"It's not so much Edward who likes him, is it?" the colonel blurted out. "The young man's pretty well smitten with you, if I'm any judge, and if I should see Elizabeth at your tricks I'd say that she was something more than flirting."
Judith was plentifully endowed with Westmore temper; the colonel was wont to say that there had never been a more imperious Westmore than his Cousin Judith; he grew uncomfortably warm during the perceptible pause that followed his hasty speech.
Then Judith's laugh rang clearly. "My dear Ridley! You are amusing!... Yes, that clever boy is scheming to take Edward's money, and I am helping him to it! Either that, or he is in love with me and I am forgetting that I am thirty-four and he twenty-six—a little romance snatched at in my old age!" She rippled into more subdued mirth as she rose. "You go on in and talk to Edward—he'll give you the best of reasons for our countenancing Mr. Baird." She changed then suddenly to sternness. "I'd advise you, though, not to make any such remarks to him as you've just made to me, Cousin Ridley. Edward is head of our family, remember, and you're more Westmore than Dickenson—at least I've always thought so. I'm certainly Westmore enough to set the family interest before everything else—I've always done so in the past, and am likely to do so in the future."
The colonel had been entertaining a jumble of thoughts, among others, that women of thirty-four were sometimes emotionally erratic, particularly if they had had so barren an emotional existence as Judith; and also, that young fellows of twenty-six were apt to be dangerously impressionable. But at Judith's reproof he came up standing:
"I beg your pardon, Cousin Judith," he said, in his old-fashioned, florid manner. "Edward's hospitality has been a little too much fo' me—my tongue has run a little too loose. That happens to me sometimes, as you know. I beg yo' pardon. What I really think is that you are a woman in a million, Judith—a very splendid woman, my dear. Westmo' owes everything to you—we all know that, and I'm on my knees to you—I always have been."

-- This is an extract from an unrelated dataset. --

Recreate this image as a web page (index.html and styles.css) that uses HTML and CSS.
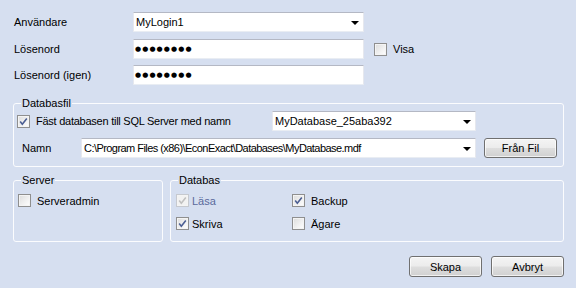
FILE: index.html
```html
<!DOCTYPE html>
<html lang="sv">
<head>
<meta charset="utf-8">
<title>Databas</title>
<link rel="stylesheet" href="styles.css">
</head>
<body>
<div class="form">
  <div class="row r1">
    <span class="lbl">Användare</span>
    <div class="combo w-user"><span class="val">MyLogin1</span><span class="arrow"></span></div>
  </div>
  <div class="row r2">
    <span class="lbl">Lösenord</span>
    <div class="textbox w-user"><span class="pw">●●●●●●●●</span></div>
    <label class="check visa"><span class="box"></span><span>Visa</span></label>
  </div>
  <div class="row r3">
    <span class="lbl">Lösenord (igen)</span>
    <div class="textbox w-user"><span class="pw">●●●●●●●●</span></div>
  </div>

  <div class="group g-file">
    <span class="gtitle">Databasfil</span>
    <div class="grow gr1">
      <label class="check attach"><span class="box"><svg viewBox="0 0 11 11" width="11" height="11"><path d="M2.2 5.6 L4.3 8.2 L8.8 2.4" class="tick"/></svg></span><span class="attach-text">Fäst databasen till SQL Server med namn</span></label>
      <div class="combo w-db"><span class="val">MyDatabase_25aba392</span><span class="arrow"></span></div>
    </div>
    <div class="grow gr2">
      <span class="lbl2">Namn</span>
      <div class="combo w-path"><span class="val path">C:\Program Files (x86)\EconExact\Databases\MyDatabase.mdf</span><span class="arrow"></span></div>
      <button class="btn btn-file">Från Fil</button>
    </div>
  </div>

  <div class="bottom">
    <div class="group g-server">
      <span class="gtitle">Server</span>
      <label class="check"><span class="box"></span><span>Serveradmin</span></label>
    </div>
    <div class="group g-db">
      <span class="gtitle">Databas</span>
      <label class="check tight disabled"><span class="box"><svg viewBox="0 0 11 11" width="11" height="11"><path d="M2.2 5.6 L4.3 8.2 L8.8 2.4" class="tick"/></svg></span><span>Läsa</span></label>
      <label class="check"><span class="box"><svg viewBox="0 0 11 11" width="11" height="11"><path d="M2.2 5.6 L4.3 8.2 L8.8 2.4" class="tick"/></svg></span><span>Backup</span></label>
      <label class="check tight"><span class="box"><svg viewBox="0 0 11 11" width="11" height="11"><path d="M2.2 5.6 L4.3 8.2 L8.8 2.4" class="tick"/></svg></span><span>Skriva</span></label>
      <label class="check"><span class="box"></span><span>Ägare</span></label>
    </div>
  </div>

  <div class="actions">
    <button class="btn">Skapa</button>
    <button class="btn">Avbryt</button>
  </div>
</div>
</body>
</html>
```

FILE: styles.css
```css
html, body {
  margin: 0;
  padding: 0;
  background: #d6dff0;
}
body {
  font-family: "Liberation Sans", Arial, sans-serif;
  font-size: 11px;
  color: #000;
  width: 576px;
  height: 288px;
  overflow: hidden;
}
.form {
  width: 551px;
  padding: 12px 0 0 13px;
}
.row {
  display: flex;
  align-items: center;
  height: 20px;
}
.r2 { margin-top: 7px; }
.r3 { margin-top: 6px; }
.lbl {
  width: 120px;
  padding-left: 1px;
  box-sizing: border-box;
}
.combo, .textbox {
  box-sizing: border-box;
  height: 20px;
  background: #fff;
  border: 1px solid;
  border-color: #b4b8c4 #e6e8ee #e9edf3 #e6e8ee;
  display: flex;
  align-items: center;
  padding-left: 2px;
  padding-right: 4px;
  white-space: nowrap;
  overflow: hidden;
}
.combo .val { flex: 1; overflow: hidden; }
.path { letter-spacing: -0.55px; }
.attach-text { letter-spacing: -0.25px; }
.arrow {
  width: 0;
  height: 0;
  border-left: 4px solid transparent;
  border-right: 4px solid transparent;
  border-top: 4px solid #000;
  margin-top: 1px;
}
.w-user { width: 231px; }
.w-db { width: 204px; }
.w-path { width: 395px; }
.pw {
  font-family: "DejaVu Sans", sans-serif;
  font-size: 7px;
  letter-spacing: 1.1px;
  font-weight: bold;
  margin-left: -1px;
}

.check {
  display: flex;
  align-items: center;
  height: 17px;
}
.box {
  box-sizing: border-box;
  width: 13px;
  height: 13px;
  border: 1px solid #8f8f8f;
  background: linear-gradient(135deg, #dcdcdc 0%, #f0f0f0 55%, #ffffff 100%);
  box-shadow: inset 0 0 0 1px #f4f4f4;
  margin-right: 6px;
  display: flex;
  align-items: center;
  justify-content: center;
}
.tick {
  fill: none;
  stroke: #4b5e93;
  stroke-width: 1.6;
}
.tight .box { margin-right: 3px; }
.disabled { color: #5a6a9c; }
.disabled .box { border-color: #c6c9cf; background: #f2f2f2; }
.disabled .tick { stroke: #c0c0c0; }
.visa { margin-left: 10px; }

.group {
  position: relative;
  box-sizing: border-box;
  border: 1px solid #fbfcfe;
  border-radius: 3px;
}
.gtitle {
  position: absolute;
  top: -7px;
  left: 7px;
  line-height: 13px;
  padding: 0 1px;
  background: #d6dff0;
}
.g-file {
  margin-top: 18px;
  width: 551px;
  padding: 7px 0 8px 3px;
}
.grow {
  display: flex;
  align-items: center;
  height: 20px;
}
.gr2 { margin-top: 7px; }
.attach { width: 255px; height: 20px; }
.lbl2 {
  width: 64px;
  padding-left: 5px;
  box-sizing: border-box;
}
.btn {
  box-sizing: border-box;
  font-family: "Liberation Sans", Arial, sans-serif;
  font-size: 11px;
  color: #000;
  width: 73px;
  height: 21px;
  padding: 0;
  border: 1px solid #707070;
  border-radius: 3px;
  background: linear-gradient(#f4f4f4 0%, #ececec 48%, #dedede 52%, #d0d0d0 100%);
  box-shadow: inset 0 0 0 1px rgba(255,255,255,0.7);
}
.btn-file {
  margin-left: 8px;
  height: 20px;
}

.bottom {
  display: flex;
  margin-top: 13px;
}
.g-server {
  width: 150px;
  height: 62px;
  padding: 11px 0 0 4px;
}
.g-db {
  width: 394px;
  height: 62px;
  margin-left: 7px;
  padding: 11px 0 0 5px;
  display: grid;
  grid-template-columns: 116px auto;
  grid-auto-rows: 17px;
  row-gap: 6px;
  align-content: start;
}
.actions {
  display: flex;
  justify-content: flex-end;
  gap: 9px;
  margin-top: 14px;
}
```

Judith Westmore was not demonstrative, so her answer to his apology surprised and vastly pleased the colonel. She framed his tanned face with her hands and kissed his cheek. "You are a dear," she said brightly. "Now go in to Edward and be nice to him. He's worried over Garvin—and a number of things.... I'm going in now to talk to Cousin Mary, and after that I'll have to go up-stairs. If any one wants to see me, just say I'm busy."
The colonel did as he was bidden; Judith was usually obeyed. She had her own methods with each member of the clan, and it was a rare thing for one of them to venture upon criticism of Judith. The colonel had been, as he said, a little overcome by Edward's hospitality.